Not every dilemma can be solved completely. Sometimes geographers and policymakers must compare imperfect options. But better planning can reduce the trade-offs. The goal is not to stop all environmental change. It is to understand systems well enough to create prosperity without causing avoidable damage.
Applying geographic thinking
A government wants to build a new dam in a semi-arid region.
Step 1: Identify geographic variables.
Key variables include rainfall patterns, river flow, nearby settlements, soil conditions, existing ecosystems, and energy demand.
Step 2: Predict benefits.
The dam may provide irrigation water, reduce seasonal flooding, and increase electricity supply.
Step 3: Predict dilemmas.
The reservoir may flood farmland or villages, alter fish habitats, and reduce downstream water availability.
Step 4: Make a better decision.
Leaders can compare alternative sites, add environmental safeguards, and consult affected communities before construction.
This process shows how geography links physical systems with human choices.
The most important idea is connection. Climate affects water supply. Water supply affects farming. Farming affects settlement and trade. Trade affects urban growth. Urban growth affects energy demand. Energy production affects rivers, forests, and air quality.
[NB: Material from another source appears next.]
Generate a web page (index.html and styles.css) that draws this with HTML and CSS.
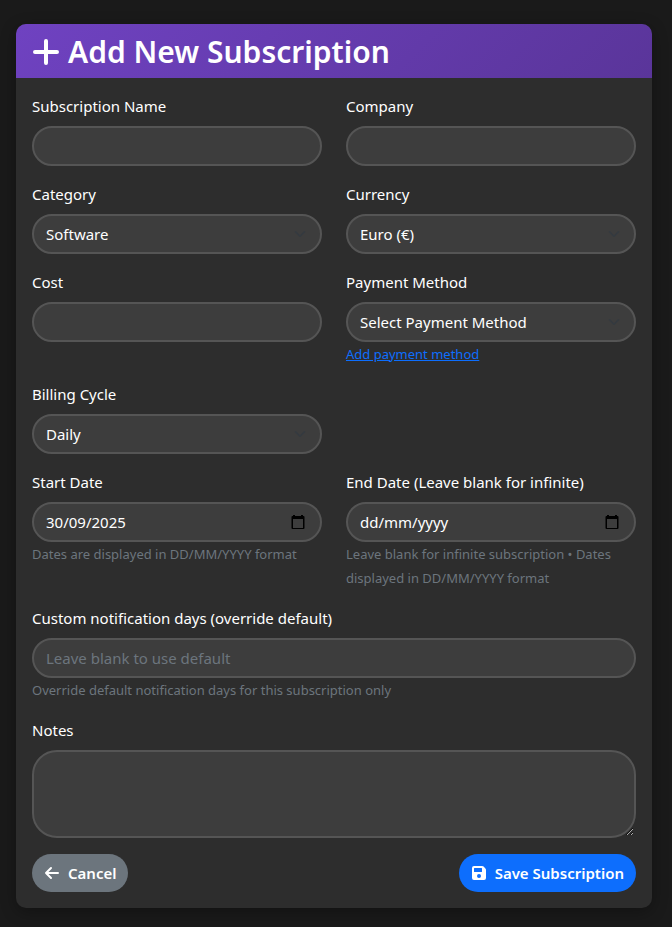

Geography studies these linked systems rather than treating them as separate topics.
Altering the environment has brought real prosperity to many places. Fertile farmland, major ports, electrified regions, and powerful industrial economies often exist because humans reshaped natural landscapes. But these same actions have created serious dilemmas when they ignored ecological limits or distributed harm unfairly. The lesson of geography is not that environmental change is always good or always bad. It is that every change takes place in a specific location, with specific conditions, and with consequences that spread across space and time.
When students analyze environmental change, they should think like geographers: compare places, trace cause and effect, study maps and data, and ask how natural and human systems influence each other. Prosperity and environmental stress are often two sides of the same geographic process.